How Two Female Pirates Disguised as Men Fell In Love Is a Dramatic Story You Won't Forget

How Two Female Pirates Disguised as Men Fell In Love Is a Dramatic Story You Won’t Forget

By Wyatt Redd
How Two Female Pirates Disguised as Men Fell In Love Is a Dramatic Story You Won’t Forget

The 18th Century is often considered part of the “Golden Age of Piracy.” It was a time when the lack of control by the great European powers over the new world let piracy run rampant through the Carribean. But that’s not to say that it was ever easy to be a pirate. While some pirates managed to grow fantastically rich, many more ended their career swinging from a gallows. And if the 18th Century was still a tough time to be a pirate, it was also a hard time to be a woman. So, it’s easy to imagine how hard it would be to be both.

But that’s the position Mary Read found herself in during the early 18th Century, which is why she chose to disguise herself as a man. Of course, Mary had a lot of practice at disguising her gender. Her mother worried that her family would disown her if they found out she had a daughter out of wedlock. So, she began dressing Mary up as a boy and passing her off as her older brother, Mark, who had died shortly before Mary’s birth. Apparently, the scheme worked, and Mary spent most of her teenage years as a boy.

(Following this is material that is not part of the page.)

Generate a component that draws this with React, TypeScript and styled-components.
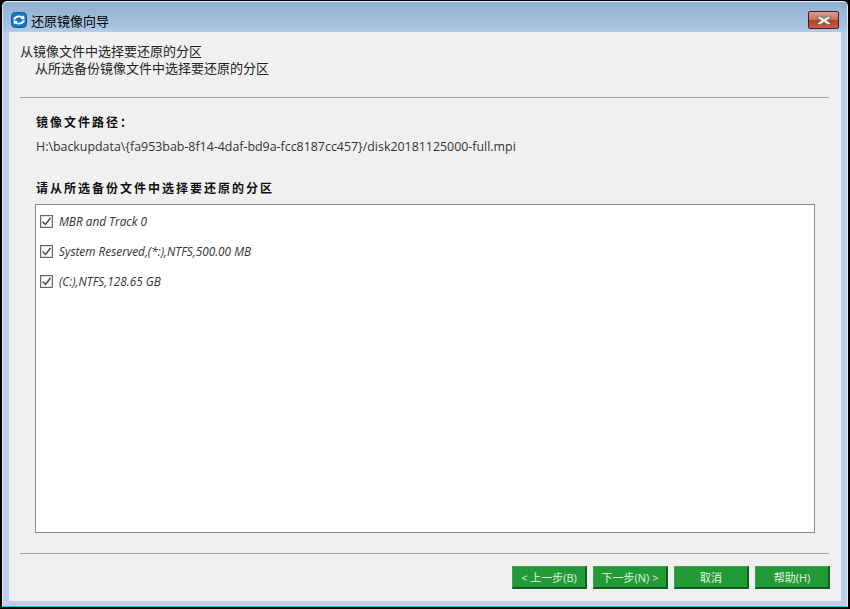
import * as React from "react";
import styled, {createGlobalStyle} from "styled-components";

const Global = createGlobalStyle`
    html, body {
        margin: 0;
        padding: 0;
        background: #000;
    }
    body {
        font-family: "Open Sans", "Noto Sans CJK SC", sans-serif;
    }
`;

const Screen = styled.div`
    width: 850px;
    height: 609px;
    box-sizing: border-box;
    padding: 1px 2px 2px 2px;
    background: #000;
    display: flex;
    overflow: hidden;
`;

const Window = styled.div`
    flex: 1;
    display: flex;
    flex-direction: column;
    border-radius: 5px 5px 0 0;
    border-top: 1px solid #e8eef4;
    border-left: 1px solid #dfe8f1;
    border-right: 1px solid #dfe8f1;
    border-bottom: 1px solid #22c4e0;
    background: linear-gradient(180deg, #8eafcf 0%, #a6c2df 24px, #b9d1ea 32px, #b9d1ea 100%);
`;

const TitleBar = styled.div`
    height: 30px;
    box-sizing: border-box;
    display: flex;
    align-items: center;
    padding: 6px 8px 0 8px;
    gap: 4px;
`;

const TitleText = styled.span`
    font-size: 13px;
    color: #000;
    flex: 1;
`;

const CloseButton = styled.div`
    width: 29px;
    height: 16px;
    border: 1px solid #4a1c2a;
    border-radius: 2px;
    display: flex;
    align-items: center;
    justify-content: center;
    background: linear-gradient(180deg, #d9a093 0%, #c9705f 48%, #b0402c 52%, #c9604a 100%);
`;

const Client = styled.div`
    flex: 1;
    margin: 0 6px 5px 6px;
    background: #f0f0f0;
    padding: 11px 11px 0 11px;
    display: flex;
    flex-direction: column;
`;

const Heading = styled.div`
    font-size: 13px;
    line-height: 17px;
    color: #222;
`;

const SubHeading = styled(Heading)`
    padding-left: 15px;
`;

const Rule = styled.div<{$top: number}>`
    height: 1px;
    background: #a0a0a0;
    margin-top: ${p => p.$top}px;
    margin-right: 1px;
`;

const Body = styled.div`
    padding: 0 15px 0 16px;
    display: flex;
    flex-direction: column;
`;

const Label = styled.div<{$top: number}>`
    font-size: 12px;
    font-weight: bold;
    line-height: 16px;
    letter-spacing: 2px;
    color: #111;
    margin-top: ${p => p.$top}px;
`;

const PathText = styled.div`
    font-size: 12.4px;
    line-height: 16px;
    color: #333;
    margin-top: 8px;
`;

const PartitionList = styled.div`
    height: 329px;
    margin-top: 7px;
    margin-left: -1px;
    box-sizing: border-box;
    border: 1px solid #8a8a92;
    background: #fff;
    padding: 1px 4px;
    display: flex;
    flex-direction: column;
`;

const PartitionRow = styled.div`
    height: 30px;
    display: flex;
    align-items: center;
    gap: 6px;
`;

const CheckBox = styled.div`
    width: 11px;
    height: 11px;
    border: 1px solid #666;
    outline: 1px solid #ddd;
    outline-offset: -2px;
    background: #fff;
    display: flex;
    align-items: center;
    justify-content: center;
`;

const PartitionName = styled.span`
    font-size: 11.8px;
    font-style: italic;
    color: #333;
`;

const Footer = styled.div`
    display: flex;
    justify-content: flex-end;
    gap: 6px;
    margin-top: 12px;
`;

const WizardButton = styled.div`
    width: 75px;
    height: 23px;
    box-sizing: border-box;
    background: #229a38;
    border-top: 1px solid #3aa850;
    border-left: 1px solid #3aa850;
    border-right: 2px solid #115a20;
    border-bottom: 2px solid #115a20;
    color: #e4f3e0;
    font-size: 11px;
    display: flex;
    align-items: center;
    justify-content: center;
    white-space: nowrap;
`;

function AppIcon() {
    return <svg width="16" height="16" viewBox="0 0 16 16">
        <rect x="0.5" y="0.5" width="15" height="15" rx="4" fill="#1478c8" stroke="#0c5c9e"/>
        <path d="M2 7.5 C3 3.5 9 2.5 11.5 4.5 L13 3.5 L13.5 7.5 L9.5 7 L10.5 5.8 C8.5 4.8 5.5 5.2 4.5 7.5 Z" fill="#fff"/>
        <path d="M14 8.5 C13 12.5 7 13.5 4.5 11.5 L3 12.5 L2.5 8.5 L6.5 9 L5.5 10.2 C7.5 11.2 10.5 10.8 11.5 8.5 Z" fill="#fff"/>
    </svg>;
}

function CheckMark() {
    return <svg width="11" height="11" viewBox="0 0 11 11">
        <path d="M1.5 5.5 L4.5 8.5 L9.5 2" fill="none" stroke="#444" strokeWidth="1.4"/>
    </svg>;
}

const partitions = ["MBR and Track 0", "System Reserved,(*:),NTFS,500.00 MB", "(C:),NTFS,128.65 GB"];
const buttons = ["< 上一步(B)", "下一步(N) >", "取消", "帮助(H)"];

export default function App() {
    return <Screen>
        <Global/>
        <Window>
            <TitleBar>
                <AppIcon/>
                <TitleText>还原镜像向导</TitleText>
                <CloseButton>
                    <svg width="16" height="11" viewBox="0 0 16 11">
                        <path d="M3.5 1 L8 3.5 L12.5 1 L15 2.5 L11 5.5 L15 8.5 L12.5 10 L8 7.5 L3.5 10 L1 8.5 L5 5.5 L1 2.5 Z" fill="#eee" stroke="#555" strokeWidth="0.8"/>
                    </svg>
                </CloseButton>
            </TitleBar>
            <Client>
                <Heading>从镜像文件中选择要还原的分区</Heading>
                <SubHeading>从所选备份镜像文件中选择要还原的分区</SubHeading>
                <Rule $top={20}/>
                <Body>
                    <Label $top={17}>镜像文件路径：</Label>
                    <PathText>H:\backupdata\{"{"}fa953bab-8f14-4daf-bd9a-fcc8187cc457{"}"}/disk20181125000-full.mpi</PathText>
                    <Label $top={26}>请从所选备份文件中选择要还原的分区</Label>
                    <PartitionList>
                        {partitions.map(name => <PartitionRow key={name}>
                            <CheckBox><CheckMark/></CheckBox>
                            <PartitionName>{name}</PartitionName>
                        </PartitionRow>)}
                    </PartitionList>
                </Body>
                <Rule $top={20}/>
                <Footer>
                    {buttons.map(label => <WizardButton key={label}>{label}</WizardButton>)}
                </Footer>
            </Client>
        </Window>
    </Screen>;
}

Mary Read, Wikimedia Commons.

Finding life as a man to her liking, Mary joined the British military and fought in campaigns against the French. She proved herself to be an able soldier in Flanders and eventually married a Flemish soldier. After Mary left the military, she and her husband bought an inn in the Netherlands called “The Three Horseshoes.” But after her husband died shortly afterward, Mary re-enlisted in the military as Mark. And after the wars in Europe came to a close, Mary decided to try her luck in the New World and took a ship bound for the West Indies.

But on the way, Read’s ship was boarded by pirates. Believing that Read was a man, they offered her the standard deal: join us or die. Wisely, Mary chose to join the pirates. In 1718, the King offered an official pardon to many pirates in the Carribean, including Mary. She then found work on a privateer ship, raiding the shipping of the enemies of the British Crown. But the line between pirates and privateers was always blurry, and soon Mary decided to cross it and joined up with an infamous pirate, Calico Jack Rackham.

Calico Jack Rackham, Wikimedia Commons.

But shortly before he met Read, Captain Rackham had fallen in love with a woman named Anne Bonny. Bonny was the wife of another pirate, but the marriage wasn’t a happy one. And after Bonny met Rackham, she left her husband for the captain, disguising herself as a man to avoid unwanted attention from other pirates. When the pair met Read, they seem to have instantly developed a connection. And in 1720, the three stole a ship harbored at Nassau in the Bahamas and took to the open sea for a life of piracy. But as their reputation as pirates grew, the chance of someone discovering Read’s secret grew as well.